A few years ago, we used to meet with some Swiss friends who would tell us stories of their friends living behind the Berlin Wall in East Germany. The East German STASI were pretty good at their job. The public were only allowed to know of their government’s activities if the government wished them to know. Citizen spied on citizen, and the STASI spied on everybody, at home or abroad. Paranoia was in the air.

Between 1981 and 2005, we have witnessed the antidemocratic activities of four presidents and their entourage. We have watched current U.S. Ambassador to the UN John Bolton in 1986 argue that the Iran Contra e-mail files were just “furniture” of an outgoing presidency.

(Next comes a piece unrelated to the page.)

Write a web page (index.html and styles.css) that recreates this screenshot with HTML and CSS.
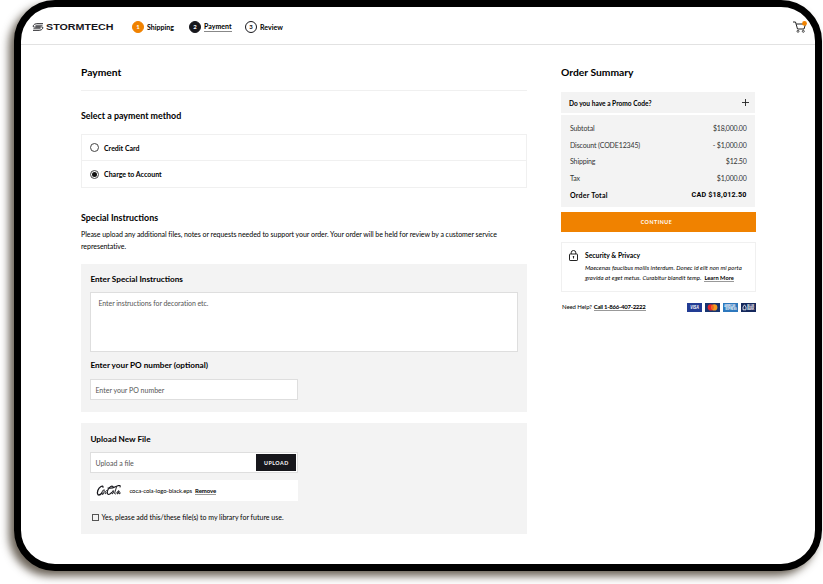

We saw Bill Clinton argue that the National Security Council was just a presidential arm, and therefore not subject to the Freedom of Information Act. And now we see current president Bush argue that since America is under attack, citizen must spy on citizen. A simple calculation shows that the number of graduates from CIA training is numbered in the thousands each year. Where do these people go and what are they all doing?

Could it be that the only difference between the East Germany that was and present-day America is simply that America is rich, and East Germany was poor?

If you think that is a stretch, bear in mind that since this e-mail is sent from outside the United States, it is, even before you read it, under analysis by the NSA. And so are all of your e-mails. So, who are the citizens, and who are the spies?